Last-minute "remember this": to review

I will be generally available on e-mail except tomorrow Friday (Department seminar), in office Mon/Tue from not-too-early til whenever needed I - can go to the university at short notice as well.  

A few bits and pieces I would have highlighted if there was another hour:

General: 

•     Do not divide by anything unless checking whether it could be zero.
  •     Exception: If you are asked for, say, "an expression for" an implicit derivative. You divide, you get an expression if the derivative exists (... up to a detail you should not worry about).
•     Generally, read the problem text. For example, you can be asked about whether one can find, not where to find. 
  • This course has two "nonconstructive" existence results in analysis, that do not say anything about where: The extreme value theorem, and the intermediate value theorem. (For linear algebra, there is also a "non-constructive" existence and uniqueness result: zero determinant for 

Implicit differentiation:

•     Remember what "differentiate the equation system" means.  After having done so, identify the linear equation system.  The rest is then dirty work.

Max/min.
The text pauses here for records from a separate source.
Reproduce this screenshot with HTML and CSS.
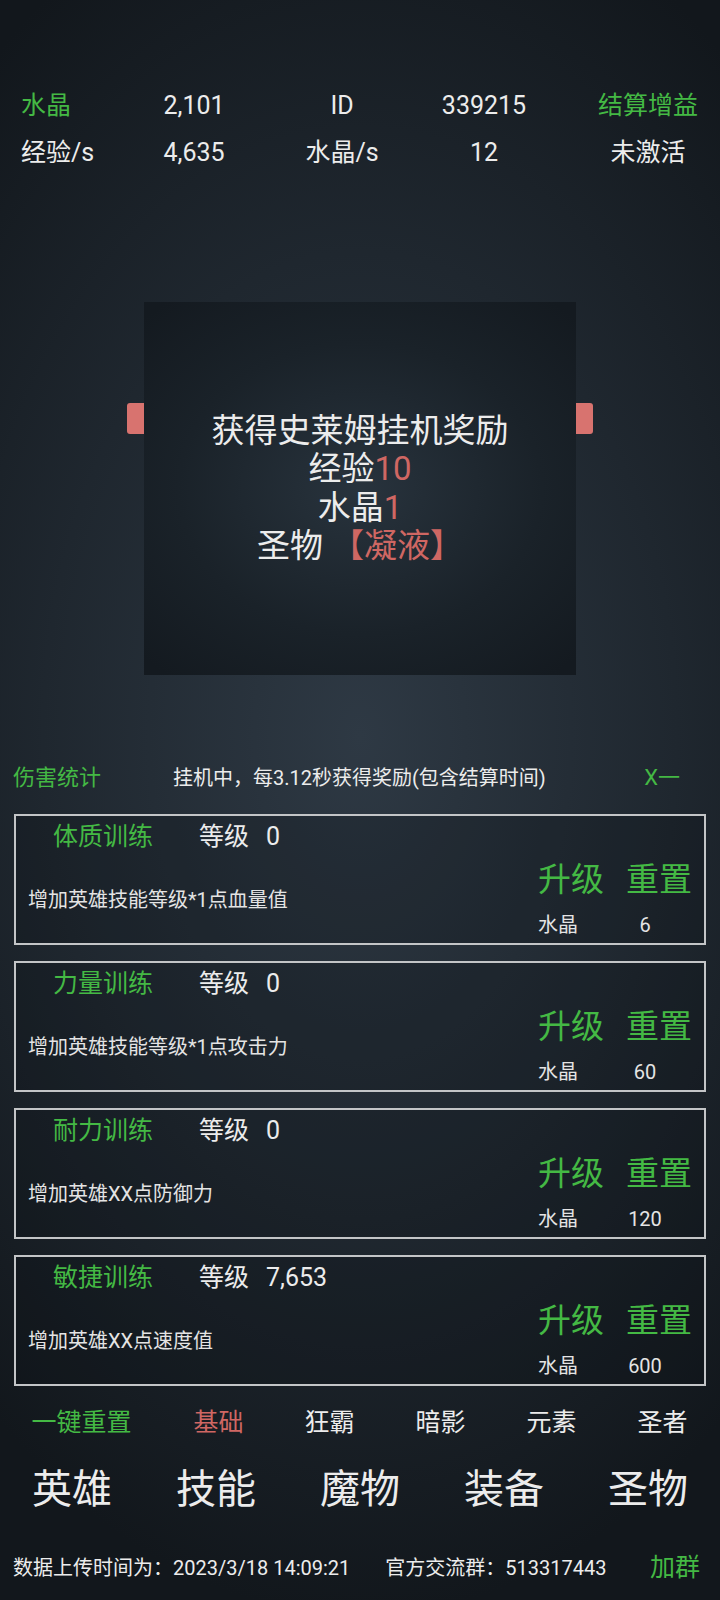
FILE: index.html
```html
<html>
<head>
    <link rel="stylesheet" href="styles.css">
</head>
<body>
    <div class="stats">
        <span class="cell first green">水晶</span>
        <span class="cell">2,101</span>
        <span class="cell">ID</span>
        <span class="cell">339215</span>
        <span class="cell last green">结算增益</span>

        <span class="cell first">经验/s</span>
        <span class="cell">4,635</span>
        <span class="cell">水晶/s</span>
        <span class="cell">12</span>
        <span class="cell last">未激活</span>
    </div>

    <!-- reward popup -->
    <div class="stage">
        <div class="tab tab-left"></div>
        <div class="reward">
            <p>获得史莱姆挂机奖励</p>
            <p>经验<span class="red">10</span></p>
            <p>水晶<span class="red">1</span></p>
            <p>圣物 <span class="red">【凝液】</span></p>
        </div>
        <div class="tab tab-right"></div>
    </div>

    <div class="status">
        <span class="status-title green">伤害统计</span>
        <span class="status-text">挂机中，每3.12秒获得奖励(包含结算时间)</span>
        <span class="status-speed green">X一</span>
    </div>

    <div class="cards">
        <div class="card">
            <div class="card-main">
                <div class="card-title"><span class="green skill">体质训练</span><span>等级</span><span class="level">0</span></div>
                <div class="card-desc">增加英雄技能等级*1点血量值</div>
            </div>
            <div class="card-side">
                <div class="actions green"><span>升级</span><span>重置</span></div>
                <div class="cost"><span>水晶</span><span class="cost-num">6</span></div>
            </div>
        </div>
        <div class="card">
            <div class="card-main">
                <div class="card-title"><span class="green skill">力量训练</span><span>等级</span><span class="level">0</span></div>
                <div class="card-desc">增加英雄技能等级*1点攻击力</div>
            </div>
            <div class="card-side">
                <div class="actions green"><span>升级</span><span>重置</span></div>
                <div class="cost"><span>水晶</span><span class="cost-num">60</span></div>
            </div>
        </div>
        <div class="card">
            <div class="card-main">
                <div class="card-title"><span class="green skill">耐力训练</span><span>等级</span><span class="level">0</span></div>
                <div class="card-desc">增加英雄XX点防御力</div>
            </div>
            <div class="card-side">
                <div class="actions green"><span>升级</span><span>重置</span></div>
                <div class="cost"><span>水晶</span><span class="cost-num">120</span></div>
            </div>
        </div>
        <div class="card">
            <div class="card-main">
                <div class="card-title"><span class="green skill">敏捷训练</span><span>等级</span><span class="level">7,653</span></div>
                <div class="card-desc">增加英雄XX点速度值</div>
            </div>
            <div class="card-side">
                <div class="actions green"><span>升级</span><span>重置</span></div>
                <div class="cost"><span>水晶</span><span class="cost-num">600</span></div>
            </div>
        </div>
    </div>

    <div class="tabs">
        <span class="green">一键重置</span>
        <span class="red">基础</span>
        <span>狂霸</span>
        <span>暗影</span>
        <span>元素</span>
        <span>圣者</span>
    </div>

    <div class="nav">
        <span>英雄</span>
        <span>技能</span>
        <span>魔物</span>
        <span>装备</span>
        <span>圣物</span>
    </div>

    <div class="footer">
        <span>数据上传时间为：2023/3/18 14:09:21</span>
        <span class="group">官方交流群：513317443</span>
        <span class="join green">加群</span>
    </div>
</body>
</html>
```

FILE: styles.css
```css
body {
    margin: 0;
    width: 720px;
    height: 1600px;
    font-family: Roboto, "Noto Sans CJK SC", sans-serif;
    color: #ececec;
    background: radial-gradient(ellipse 80% 55% at 50% 46%, #2e3944 0%, #1f272f 55%, #12171c 100%);
    overflow: hidden;
}
p {
    margin: 0;
}
.green {
    color: #44b944;
}
.red {
    color: #cf6763;
}

/* top stats */
.stats {
    display: grid;
    grid-template-columns: 128px 132px 164px 120px 1fr;
    padding-top: 82px;
    font-size: 25px;
    line-height: 47px;
}
.cell {
    text-align: center;
}
.cell.first {
    text-align: left;
    padding-left: 21px;
}
.cell.last {
    padding-left: 32px;
}

/* reward popup */
.stage {
    display: flex;
    justify-content: center;
    align-items: flex-start;
    margin-top: 126px;
}
.tab {
    width: 17px;
    height: 31px;
    margin-top: 101px;
    background-color: #d8736f;
}
.tab-left {
    border-radius: 3px 0 0 3px;
}
.tab-right {
    border-radius: 0 3px 3px 0;
}
.reward {
    width: 432px;
    height: 373px;
    display: flex;
    flex-direction: column;
    justify-content: center;
    align-items: center;
    font-size: 33px;
    line-height: 38.5px;
    background: radial-gradient(ellipse 70% 65% at 50% 50%, #28333d 0%, #1a2229 60%, #141a20 100%);
}

/* status line */
.status {
    display: flex;
    align-items: center;
    margin-top: 83px;
    padding-left: 13px;
    line-height: 40px;
}
.status-title {
    width: 160px;
    font-size: 22px;
}
.status-text {
    flex: 1;
    font-size: 20px;
}
.status-speed {
    font-size: 22px;
    margin-right: 40px;
}

/* training cards */
.cards {
    display: flex;
    flex-direction: column;
    gap: 16px;
    margin: 16px 14px 0 14px;
}
.card {
    display: flex;
    height: 131px;
    box-sizing: border-box;
    border: 2px solid #c3c5c7;
    background-color: rgba(8, 12, 16, 0.22);
}
.card-main {
    flex: 1;
    padding-top: 4px;
    padding-left: 12px;
}
.card-title {
    display: flex;
    font-size: 25px;
    line-height: 34px;
    padding-left: 25px;
}
.skill {
    width: 146px;
}
.level {
    margin-left: 17px;
}
.card-desc {
    margin-top: 32px;
    font-size: 20px;
    line-height: 28px;
    color: #e4e4e4;
}
.card-side {
    width: 154px;
    padding-right: 12px;
    padding-top: 44px;
}
.actions {
    display: flex;
    gap: 22px;
    font-size: 33px;
    line-height: 40px;
}
.cost {
    display: flex;
    margin-top: 11px;
    font-size: 20px;
    line-height: 28px;
    color: #e4e4e4;
}
.cost-num {
    width: 80px;
    margin-left: 27px;
    text-align: center;
}

/* skill tabs */
.tabs {
    display: grid;
    grid-template-columns: 163px repeat(5, 1fr);
    padding-right: 2px;
    margin-top: 17px;
    font-size: 25px;
    line-height: 40px;
    text-align: center;
}

/* main nav */
.nav {
    display: grid;
    grid-template-columns: repeat(5, 1fr);
    margin-top: 22px;
    font-size: 40px;
    line-height: 50px;
    text-align: center;
}

/* footer */
.footer {
    display: flex;
    align-items: center;
    margin-top: 38px;
    padding: 0 20px 0 13px;
    font-size: 20px;
    line-height: 30px;
}
.group {
    margin-left: 35px;
}
.join {
    margin-left: auto;
    font-size: 25px;
}
```
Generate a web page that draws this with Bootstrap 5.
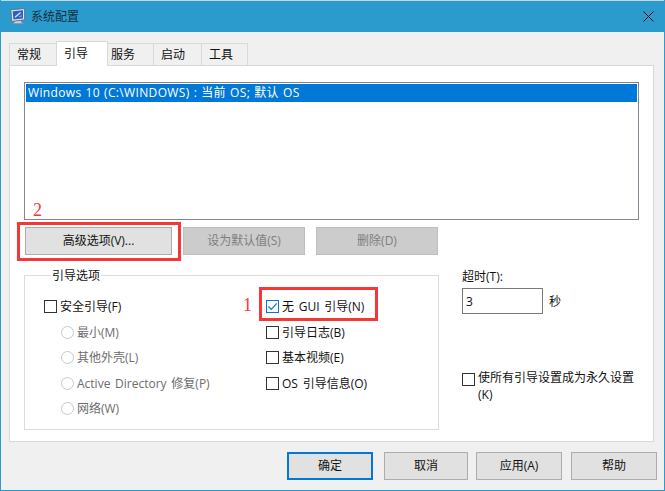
<!DOCTYPE html>
<html lang="zh">
<head>
<meta charset="utf-8">
<title>系统配置</title>
<link rel="stylesheet" href="https://cdn.jsdelivr.net/npm/bootstrap@5.3.0/dist/css/bootstrap.min.css">
<style>
html,body{margin:0;background:#f0f0f0}
body{font-family:"Open Sans","Noto Sans CJK SC",sans-serif;font-size:12px;line-height:15px;color:#111}
.win{position:relative;width:665px;height:491px;background:#f0f0f0;border:1px solid #2b9bce;border-top:0;overflow:hidden}
.titlebar{height:32px;background:#2b9bce;border-top:1px solid #c9d6dc;padding-left:9px;padding-right:10px;color:#10303f}
.titlebar .ttl{font-size:12px;margin-left:5px}
.winbody{padding:9px 7px 0 8px}
.tabsbar{height:24px;border:0;padding:0;gap:0;align-items:flex-end}
.tabsbar .nav-link{font-size:12px;color:#111;background:#f0f0f0;border:1px solid #d9d9d9;border-bottom:0;border-radius:0;margin:0 0 0 -1px;padding:0 0 0 7px;height:22px;line-height:21px;text-align:left;position:relative}
.tabsbar .nav-item:first-child .nav-link{margin-left:0}
.tabsbar .nav-link.active{height:25px;background:#fff;color:#111;margin-bottom:-1px;z-index:2;line-height:23px;border-color:#d9d9d9}
.tabw47{width:48px}.tabw52{width:52px}.tabw46{width:47px;padding-left:3px!important}.tabw49{width:49px}.tabw48{width:47px}
.panel{height:377px;margin-right:3px;background:#fff;border:1px solid #d9d9d9;padding:16px 14px 0 14px}
.bootlist{height:138px;width:615px;border:1px solid #828790;border-radius:0;padding:1px 1px 0 1px;background:#fff;display:block}
.bootlist .list-group-item{background:#0078d7;color:#fff;border:0;border-radius:0;padding:0 2px;height:18px;line-height:18px;font-size:12px;letter-spacing:.35px;word-spacing:.6px}
.wbtn{font-size:12px;line-height:1;border-radius:0;padding:0;color:#111;background:#e1e1e1;border:1px solid #adadad}
.wbtn:disabled{background:#ccc;border-color:#bfbfbf;color:#7e7e7e;opacity:1}
.btnrow{margin:7px 0 0 1px;height:28px}
.w147{width:147px}.w122{width:122px}
.ml11{margin-left:11px}
.lower{margin-top:13px;width:100%}
.grpbox{width:415px;height:162px;flex:none;border:1px solid #dcdcdc;margin:0;padding:0 0 0 19px;min-width:0}
.grpbox legend{float:none;width:auto;font-size:12px;line-height:15px;margin:0 0 0 7px;padding:0 1px;color:#111}
.grprows{margin-top:11px}
.lcol{width:222px}
.optrow{height:25.5px;display:flex;align-items:center;margin:0;padding:0;min-height:0;white-space:nowrap;word-spacing:1.6px}
.optrow.ind{padding-left:17px}
.form-check-input.wcb{float:none;margin:0 3px 0 0;width:13px;height:13px;border:1px solid #333;border-radius:0;background-color:#fff;box-shadow:none;flex:none}
.form-check-input.wcb:checked{background-color:#fff;border-color:#0078d7;background-size:11px 11px;background-image:url("data:image/svg+xml,%3Csvg xmlns='http://www.w3.org/2000/svg' viewBox='0 0 11 11'%3E%3Cpath d='M1.5 5.5l2.8 2.8 5.4-6' fill='none' stroke='%230078d7' stroke-width='1.2'/%3E%3C/svg%3E")}
.form-check-input.wrd{float:none;margin:0 3px 0 0;width:13px;height:13px;border:1px solid #c8c8c8;background-color:#fff;opacity:1;flex:none}
.form-check-input.wrd:disabled~.form-check-label{opacity:1;color:#6d6d6d}
.optrow .form-check-label{line-height:15px}
.rcol{margin-left:23px;width:177px;flex:none}
.tolabel{line-height:15px;margin:1px 0 4px}
.toinput{width:81px;height:26px;border:1px solid #7a7a7a;border-radius:0;padding:0 3px;font-size:12px;color:#111;min-height:0;box-shadow:none}
.tounit{margin-left:6px}
.permrow{margin-top:59px;align-items:flex-start;display:flex}
.permrow .form-check-label{line-height:17px;margin-top:-4px;width:158px;word-break:break-all}
.footbar{margin-top:10px;height:28px;justify-content:flex-end}
.fbtn{height:28px}
.fbtn.primary{border:2px solid #0078d7}
.w86{width:86px}.w84{width:84px}
.ml8{margin-left:8px}.ml9{margin-left:9px}
.redbox{position:absolute;border:3px solid #f43838;pointer-events:none}
.redbox.adv{left:16px;top:222px;width:164px;height:39px}
.redbox.gui{left:258px;top:287px;width:119px;height:34px}
.rednum{position:absolute;font-family:"Liberation Serif",serif;font-size:18px;line-height:18px;color:#f43838}
.rednum.n2{left:32px;top:201px}
.rednum.n1{left:242px;top:296px}
</style>
</head>
<body>
<div class="win">
  <div class="titlebar d-flex align-items-center">
    <svg width="16" height="17" viewBox="0 0 16 17" aria-hidden="true">
      <path d="M5 13h6l1 2.5H4z" fill="#c9cfd3"/>
      <path d="M3 15.5h10" stroke="#8f9aa2" stroke-width="1"/>
      <path d="M.8 1.8L14.6.6v11.2L1.8 13.4z" fill="#e3e8ee" stroke="#5d6b80" stroke-width=".9"/>
      <path d="M2.6 3.2L13 2.3v8.2L3.4 11.6z" fill="#2f5fc0"/>
      <path d="M5 9.2l5.6-4.6" stroke="#d5e3fa" stroke-width="1.3"/>
      <path d="M9 8.8l3-1" stroke="#7fb0ee" stroke-width="1"/>
    </svg>
    <span class="ttl">系统配置</span>
    <svg class="ms-auto" width="11" height="11" viewBox="0 0 11 11" aria-hidden="true"><path d="M.5.5l10 10M10.5.5l-10 10" stroke="#111" stroke-width="1"/></svg>
  </div>
  <div class="winbody">
    <ul class="nav nav-tabs tabsbar">
      <li class="nav-item"><a class="nav-link tabw47" href="#">常规</a></li>
      <li class="nav-item"><a class="nav-link active tabw52" href="#">引导</a></li>
      <li class="nav-item"><a class="nav-link tabw46" href="#">服务</a></li>
      <li class="nav-item"><a class="nav-link tabw49" href="#">启动</a></li>
      <li class="nav-item"><a class="nav-link tabw48" href="#">工具</a></li>
    </ul>
    <div class="panel">
      <div class="list-group bootlist">
        <div class="list-group-item">Windows 10 (C:\WINDOWS) : 当前 OS; 默认 OS</div>
      </div>
      <div class="d-flex btnrow">
        <button type="button" class="btn wbtn w147">高级选项(V)...</button>
        <button type="button" class="btn wbtn w122 ml11" disabled>设为默认值(S)</button>
        <button type="button" class="btn wbtn w122 ml11" disabled>删除(D)</button>
      </div>
      <div class="d-flex lower">
        <fieldset class="grpbox">
          <legend>引导选项</legend>
          <div class="d-flex grprows">
            <div class="lcol">
              <div class="form-check optrow"><input class="form-check-input wcb" type="checkbox" id="c1"><label class="form-check-label" for="c1">安全引导(F)</label></div>
              <div class="form-check optrow ind"><input class="form-check-input wrd" type="radio" name="r" id="r1" disabled><label class="form-check-label" for="r1">最小(M)</label></div>
              <div class="form-check optrow ind"><input class="form-check-input wrd" type="radio" name="r" id="r2" disabled><label class="form-check-label" for="r2">其他外壳(L)</label></div>
              <div class="form-check optrow ind"><input class="form-check-input wrd" type="radio" name="r" id="r3" disabled><label class="form-check-label" for="r3">Active Directory 修复(P)</label></div>
              <div class="form-check optrow ind"><input class="form-check-input wrd" type="radio" name="r" id="r4" disabled><label class="form-check-label" for="r4">网络(W)</label></div>
            </div>
            <div>
              <div class="form-check optrow"><input class="form-check-input wcb" type="checkbox" id="c2" checked><label class="form-check-label" for="c2">无 GUI 引导(N)</label></div>
              <div class="form-check optrow"><input class="form-check-input wcb" type="checkbox" id="c3"><label class="form-check-label" for="c3">引导日志(B)</label></div>
              <div class="form-check optrow"><input class="form-check-input wcb" type="checkbox" id="c4"><label class="form-check-label" for="c4">基本视频(E)</label></div>
              <div class="form-check optrow"><input class="form-check-input wcb" type="checkbox" id="c5"><label class="form-check-label" for="c5">OS 引导信息(O)</label></div>
            </div>
          </div>
        </fieldset>
        <div class="rcol">
          <div class="tolabel">超时(T):</div>
          <div class="d-flex align-items-center">
            <input class="form-control toinput" type="text" value="3" aria-label="超时">
            <span class="tounit">秒</span>
          </div>
          <div class="form-check permrow p-0">
            <input class="form-check-input wcb" type="checkbox" id="c6">
            <label class="form-check-label" for="c6">使所有引导设置成为永久设置(K)</label>
          </div>
        </div>
      </div>
    </div>
    <div class="d-flex footbar">
      <button type="button" class="btn wbtn fbtn primary w86">确定</button>
      <button type="button" class="btn wbtn fbtn w84 ml11">取消</button>
      <button type="button" class="btn wbtn fbtn w86 ml8">应用(A)</button>
      <button type="button" class="btn wbtn fbtn w86 ml9">帮助</button>
    </div>
  </div>
  <div class="redbox adv"></div>
  <div class="redbox gui"></div>
  <div class="rednum n2">2</div>
  <div class="rednum n1">1</div>
</div>
<script src="https://cdn.jsdelivr.net/npm/bootstrap@5.3.0/dist/js/bootstrap.bundle.min.js"></script>
</body>
</html>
Unconstrained: 

•     Stationary points are found by solving equations.  Do not divide by anything variable on both sides, until you have checked whether it could be zero.  (2y = xy is equivalent to x=2 or y=0, do not cancel the y.)
•     You are expected to recognize (if they are not too complicated) concave/convex functions of one/two variables even if the second derivative / the Hessian determinant should vanish at isolated points.  For example the fourth power.
•     You should know that a sum of concaves is concave (and the sum of convexes is convex).
•     You are expected to classify a global extremum of a concave or a convex. (0 for x⁴).
•     Once you have to resort to classifying a stationary point for local extremum, you are allowed to write "no conclusion" if the Hessian determinant vanishes.
•     If you are asked whether a function of two variables has a global extremum, and you suspect not: try to see what happens "at infinity" (say, let y=ax and send x to positive or negative infinity); that is not fool-proof, but if you can establish that f takes all values, then no global extrema exist.
•     You are allowed to know the envelope theorem without deducing it.

Max/min. Constrained:

•     Read the problem text! If it says "find all the points that satisfy the Lagrange conditions", then do that, even though you know what the solution to the max/min problem is. If it says "solve the problem", you have free choice of tool.
•     Kuhn--Tucker: it is possible that the multiplier is zero AND SIMULTANEOUSLY the constraint is active.  (All admissible stationary points satisfy Kuhn--Tucker, even those at the boundary.)
•     If you have a boundary point and a multiplier (that would suffice for Lagrange), then for Kuhn--Tucker: check that the multiplier is nonnegative.
•     You are allowed to know the shadow price interpretation without deducing it from the envelope theorem.
•     Existence of solution?  Possibly the extreme value theorem can help you.  If the admissible set is unbounded, you may try to see what happens "at infinity" (that again is often best used to disprove existence).  Of course, if you have found a point where sufficient conditions apply, you have existence.

Integration:

•     Remember the "+C" in indefinite integrals.
•     If you substitute in definite integrals substitute the limits too; if you are not sure about that, do the indefinite integral first and insert the limits after having substituted back.
•     We basically know two methods of integration, and basically two types of differential equations where the respective method applies.
•     Linear differential equations: a formula in the book, if you want it: if you want to use the formula, remember which side of the equality sign you find the "a" and "b" terms.
•     Separable differential equations: remember to check for a constant solution (that is: do not divide by zero, have I said that before?)

Other analysis items:

•     In quadratic/higher order approximations, remember the 1/2, resp. the 1/n! (n! = n*(n-1)*...*2*1 - I did not mean "!" as in "remember!")
•     The elasticity of substitution: Formula in the book (in the problems part).
•     Homogeneous functions: Recognize them and apply the variants of the Euler theorem.
•     To recognize a homothetic: try one-to-one transformations until you end up with a homogeneous.

Linear algebra:

•     Do not divide by a vector or a matrix.  Check whether a matrix has inverse before applying it.
•     AB is not the same as BA.
•     For linear equation systems: Gaussian elimination irrespective of whether the coefficient matrix is square.
•     For square coefficient matrix: the connection between invertibility (thus nonzero determinant) and unique solution.
•     Basically two methods to calculate a determinant of order 3x3 and above (cofactor expansion and row/column operations). 
•     Basically two methods to calculate the inverse (cofactor formula and is to solve AX = I), but if you can recognize it ... as long as X is square, it suffices to check that AX = I or XA = I, the other will follow.